U.S. market share in Colombia topped 43 percent in 2014, up from 19 percent in 2012, the year the agreement was signed. The United States overtook Argentina as the leading provider of agricultural products to Colombia in 2013 and 2014. This has been driven largely by increased Colombian imports of corn (Colombia was the fourth-largest export market for U.S. corn last year), soybean meal, and consumer-oriented products such as pork and prepared food.
Peru: The U.S.-Peru Trade Promotion Agreement (PTPA) entered force on February 1, 2009 and has boosted U.S. exports by cutting agricultural tariffs and improving access for many U.S. commodities through rising TRQs over time. When PTPA entered into force, about two-thirds of Peru’s agricultural tariffs for U.S. products were immediately eliminated, while the remaining tariffs are gradually being brought to zero.

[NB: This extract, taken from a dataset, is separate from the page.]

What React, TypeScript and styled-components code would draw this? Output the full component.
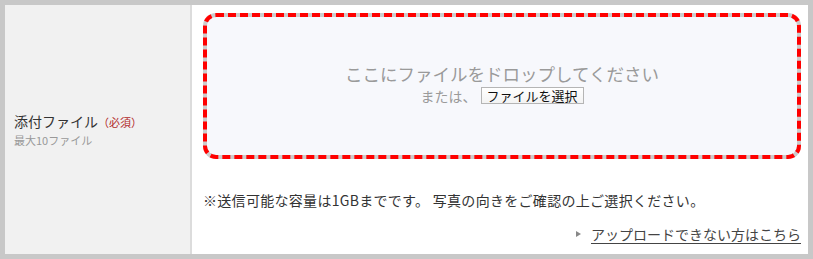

As a result, U.S. exports of agricultural products to Peru have nearly tripled from $424 million in 2008 to a record $1.2 billion in 2014. The majority of this growth has been due to large increases in corn exports, which reached nearly $500 million in 2014. Consumer-oriented product growth has included dairy products, beef, and prepared food products.
Chile: The United States-Chile Free Trade Agreement entered into force on January 1, 2004. Tariffs have been reduced annually, with the 12th and final annual reduction taking place January 1, 2015. Now, all U.S. exports enter Chile duty-free. In the decade since the FTA began, U.S. exports to Chile have climbed, tripling in just the past five years. While a large portion of the United States’ increased exports to Colombia and Peru have been bulk products, nearly all of the growth in exports to Chile has been in high-value products such as red meat and poultry products, dairy, beer, and tree nuts. In fact, only 15 percent of U.S. agricultural exports to Chile in 2014 were bulk commodities.
Exports Have Benefited from Less Argentine Competition in Recent Years
U.S. exports to South America have also benefited in recent years from a decline in Argentina’s agricultural exports. These exports have fallen for three straight years and, in 2014, were 15 percent lower than their record in 2011. This decline has been due to a number of factors including export taxes and quotas on major commodities, as well as currency exchange issues. This downturn created an opportunity for U.S. exports to South America and in 2014, for the first time in at least two decades, the United States surpassed Argentina in terms of agricultural exports to South America.
In particular, U.S. exports to Brazil saw a dramatic increase due to Argentina’s export decline, with the majority of this growth due to higher wheat shipments. From 2012 to 2014, Argentina’s wheat exports to Brazil, the world’s fourth-largest wheat importer, dropped sharply and U.S. wheat exports increased dramatically. As a result, Brazil has been one of the top three markets for U.S. wheat in each of the past two years. This situation, though, seems to have shifted back as U.S. wheat exports have faded in recent months and Argentina announced a wheat export quote of 3.5 million tons.
In addition to Brazil, U.S. exports to Colombia have also seen a dramatic shift in light of the decreased exports from Argentina and benefits from the FTA. Since 2012, the value of Argentine exports to Colombia has dropped by more than 70 percent, while U.S. exports have increased by 120 percent in value. The primary replacement products have been corn, soybeans, and soybean meal.